Talking tech with Chris Stegner: A very good year for Very Big Things

 
By Nancy Dahlberg
Very Big Things, a digital products design and development firm based in Fort Lauderdale, works with some of South Florida’s most successful startups, including Boatsetter and Papa. It has taken on social impact projects such as being recently announced as the Virtual Reality Partner for the Dan Marino Foundation. And along the way it has grown into a 45-person team with offices in three countries.
I chatted with Very Big Things co-founder and CEO Chris Stegner recently about Very Big Things, which launched in 2018. This year VBT was one of five finalists for a Webby in the Apps, Mobile, and Voice: Lifestyle category.
Very Big Things is the latest milestone in a career that started at age 13 when Stegner founded his first tech company – 3D Studio Max World Wide – after teaching himself html. He experienced his first exit (actually two acquisitions) and then the tech bubble burst by the time he hit high school. A  few years later, after trying out a job in auto finance (not for him), he returned to tech and eventually moved from Seattle to South Florida (“the ocean was warm – that sealed it”) in the early 2000s. He worked at or co-founded a number of startups, including TradeKing, Catalogs.com and Mad Dev, and was a junior partner and CTO for Boca-based  venture capital firm Z9  before launching VBT.
 “I have done everything around startups, launched five of my own startups and had some failures and flops, I got to see it from the VC side and the consultant side, every angle you can imagine,” said Stegner. “The biggest thing I took away from all that is do something that matters to you, something you are passionate about, and everything else will work out.”

CLIENTS BIG AND SMALL

For Papa Technologies, the Miami-based senior-tech startup offering “grandkids on demand,” VBT has been handling its technology from the start, Stegner said. “The app is about 1 percent of what we built for them. Behind it we had to build a huge logistics system… We’ve been with them from before Y-Combinator. Now they are just exploding.”
VBT started working with South Florida’s Boatsetter by building out its owners app and now has an ongoing relationship with the leading peer-to-peer boat rental company. For Sensie, a Miami startup in the meditation space, VBT is building out its machine learning and AI, as well as its user experience.
VBT also has enterprise clients like Banyan Medical, an Omaha-based  enterprise medical company for which VBT is part of its digital transformation team. For Mapbox, which powers the mapping for Facebook, Tinder and Tesla, VBT is helping to build out open source libraries for React Native.
“All of this has given me a very unique perspective when we are working with startups. I say, would I invest in it? At the end of the day, we are investing our time. Our goal is to never just launch a product for a client. We build relationships with them and help make them successful and then ride along with them.”

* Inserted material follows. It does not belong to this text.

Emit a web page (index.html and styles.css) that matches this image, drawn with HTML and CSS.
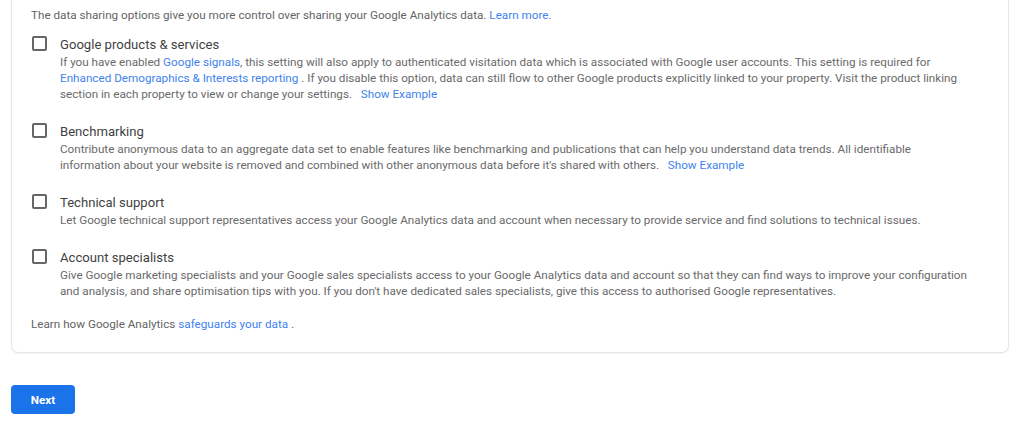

WORK WITH DAN MARINO FOUNDATION

One of Very Big Things’ latest clients in the South Florida-based Dan Marino Foundation. “This one just spoke to us for a number of reasons. There’s the social good aspect and also the team at Dan Marino Foundation is so amazing.  Change will actually happen.”

Dan Marino Foundation Chief Executive Officer Mary Partin, Very Big Things Co-Founder & CEO Chris Stegner and Dan Marino Foundation Director of Creative Technology Santiago Bolivar.

Very Big Things will be launching Dan Marino Foundation’s first-ever web-based virtual reality product, a mock interview experience for young adults on the Autism spectrum. “People with developmental disabilities can do so many jobs really well and the biggest problem for them is the interview step. We thought let’s help them [Dan Marino Foundation] solve this big problem so they can get to do the jobs they are exceptional at doing,” said Stegner.
The goal is to extend the reach of the foundation’s existing Virtual Interactive Training Agent (ViTA), now only accessible through certain larger computer systems. Very Big Things will be creating the new virtual training program allowing the experience to be accessible on almost any computer, laptop or tablet anywhere. It plans to have the first version out this year.

VBT OPENS THIRD OFFICE

This year, Very Big Things has opened its third office, this one in Odessa, Ukraine. It also has a location in Zagreb, Coatia, where three of Stegner’s business partners also are based. VBT has about 10 employees in Fort Lauderdale, and about the same number in Ukraine, with the rest of the 45 in Croatia.
“In hiring, the number one thing I look for is that desire. We want to provide a fun workplace that people enjoy being at but at the same time we want people that are looking for something more. They want to be the best and aren’t afraid of chasing that goal.”
One of the back-end technologies Very Big Things uses is Elixir, and VBT said it has hired the second best Elixer developer in the world to join the team. In just 18 months or so, VBT has  grown from 2 clients and 7 employees to 3 offices, 45 employees and 15 long-term relationships with clients.
Stegner says South Florida is “getting there” as a tech hub because startups aren’t afraid to take chances.
“Everybody wants South Florida tech to do well and there are lots of meetups and so forth, which is great. But in my experience, the way we can help the most is to help make startups successful so they are put in the national spotlight and it blows up from there.”

Very Big Things team in Ukraine. Photos provided by Very Big Things.